(Front-end source files)
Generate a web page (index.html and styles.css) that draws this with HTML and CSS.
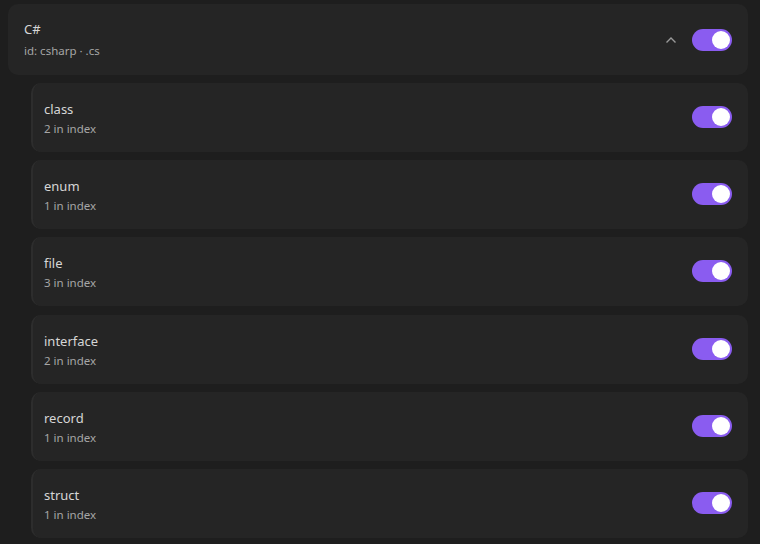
FILE: index.html
```html
<!DOCTYPE html>
<html lang="en">

<head>
    <meta charset="UTF-8">
    <meta name="viewport" content="width=device-width, initial-scale=1.0">
    <title>Language Settings</title>
    <link rel="stylesheet" href="styles.css">
</head>

<body>
    <div class="lang-group">
        <div class="lang-header">
            <div class="item-text">
                <div class="item-title">C#</div>
                <div class="item-sub">id: csharp · .cs</div>
            </div>
            <svg class="chevron" width="12" height="8" viewBox="0 0 12 8">
                <path d="M1.5 6.5 L6 2 L10.5 6.5" fill="none" stroke="#9a9a9a" stroke-width="1.4" />
            </svg>
            <label class="toggle"><input type="checkbox" checked><span class="knob"></span></label>
        </div>

        <div class="kind-list">
            <div class="kind-card">
                <div class="item-text">
                    <div class="item-title">class</div>
                    <div class="item-sub">2 in index</div>
                </div>
                <label class="toggle"><input type="checkbox" checked><span class="knob"></span></label>
            </div>
            <div class="kind-card">
                <div class="item-text">
                    <div class="item-title">enum</div>
                    <div class="item-sub">1 in index</div>
                </div>
                <label class="toggle"><input type="checkbox" checked><span class="knob"></span></label>
            </div>
            <div class="kind-card">
                <div class="item-text">
                    <div class="item-title">file</div>
                    <div class="item-sub">3 in index</div>
                </div>
                <label class="toggle"><input type="checkbox" checked><span class="knob"></span></label>
            </div>
            <div class="kind-card">
                <div class="item-text">
                    <div class="item-title">interface</div>
                    <div class="item-sub">2 in index</div>
                </div>
                <label class="toggle"><input type="checkbox" checked><span class="knob"></span></label>
            </div>
            <div class="kind-card">
                <div class="item-text">
                    <div class="item-title">record</div>
                    <div class="item-sub">1 in index</div>
                </div>
                <label class="toggle"><input type="checkbox" checked><span class="knob"></span></label>
            </div>
            <div class="kind-card">
                <div class="item-text">
                    <div class="item-title">struct</div>
                    <div class="item-sub">1 in index</div>
                </div>
                <label class="toggle"><input type="checkbox" checked><span class="knob"></span></label>
            </div>
        </div>
    </div>
</body>

</html>
```

FILE: styles.css
```css
body {
    font-family: "Noto Sans", "Open Sans", sans-serif;
    margin: 0;
    padding: 4px 12px 0 8px;
    background-color: #1e1e1e;
    color: #d4d4d4;
}

.lang-group {
    display: flex;
    flex-direction: column;
    gap: 8px;
}

.lang-header,
.kind-card {
    display: flex;
    align-items: center;
    background-color: #252525;
    border-radius: 10px;
    padding: 15px 16px;
}

.kind-list {
    display: flex;
    flex-direction: column;
    gap: 8.2px;
    margin-left: 23px;
}

.kind-card {
    border-left: 2px solid #2d2d2d;
    padding: 15px 16px 15px 11px;
}

.kind-card .toggle {
    margin-top: -1px;
}

.item-text {
    flex: 1;
    display: flex;
    flex-direction: column;
    gap: 3px;
}

.kind-card .item-text {
    gap: 1px;
    padding-top: 1px;
    margin-bottom: -1px;
}

.item-title {
    font-size: 13px;
    line-height: 20px;
    color: #d6d6d6;
}

.item-sub {
    font-size: 11.5px;
    line-height: 18px;
    color: #a6a6a6;
}

.chevron {
    margin-right: 15px;
}

.toggle {
    position: relative;
    width: 40px;
    height: 22px;
    border-radius: 11px;
    background-color: #8a5cf0;
    cursor: pointer;
}

.toggle input {
    display: none;
}

.toggle .knob {
    position: absolute;
    top: 2px;
    right: 2px;
    width: 18px;
    height: 18px;
    border-radius: 50%;
    background-color: white;
}
```
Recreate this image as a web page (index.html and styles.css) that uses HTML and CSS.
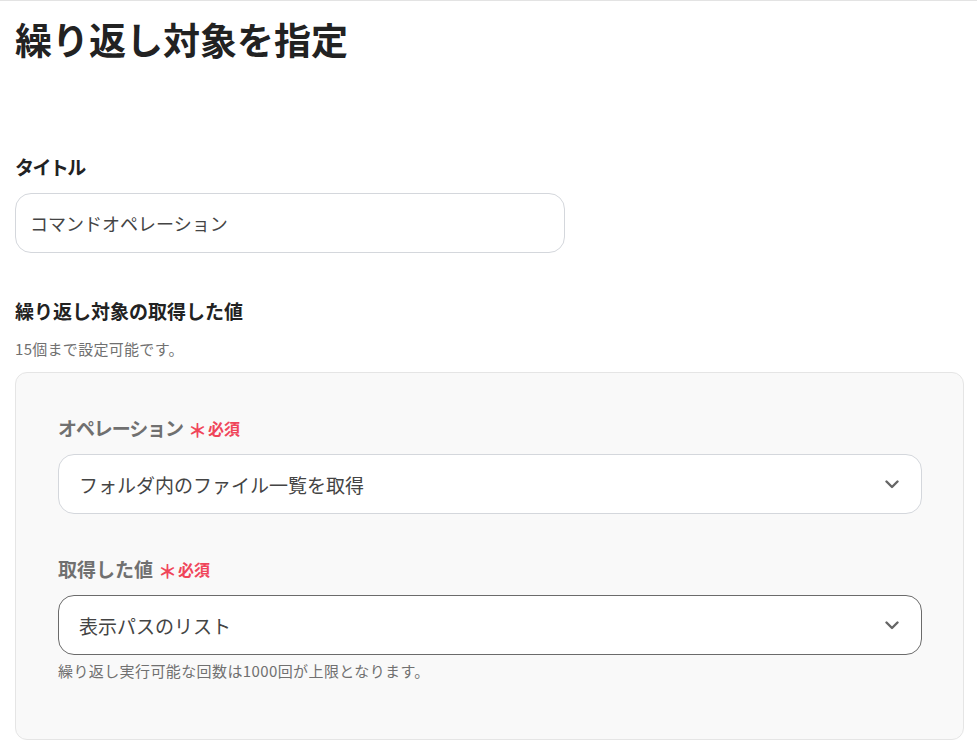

**GIVEN TASK**
List all lines above in which the string "that" appears.

**THE SOLUTION**
Generate a web page (index.html and styles.css) that draws this with HTML and CSS.
Recreate this image as a web page (index.html and styles.css) that uses HTML and CSS.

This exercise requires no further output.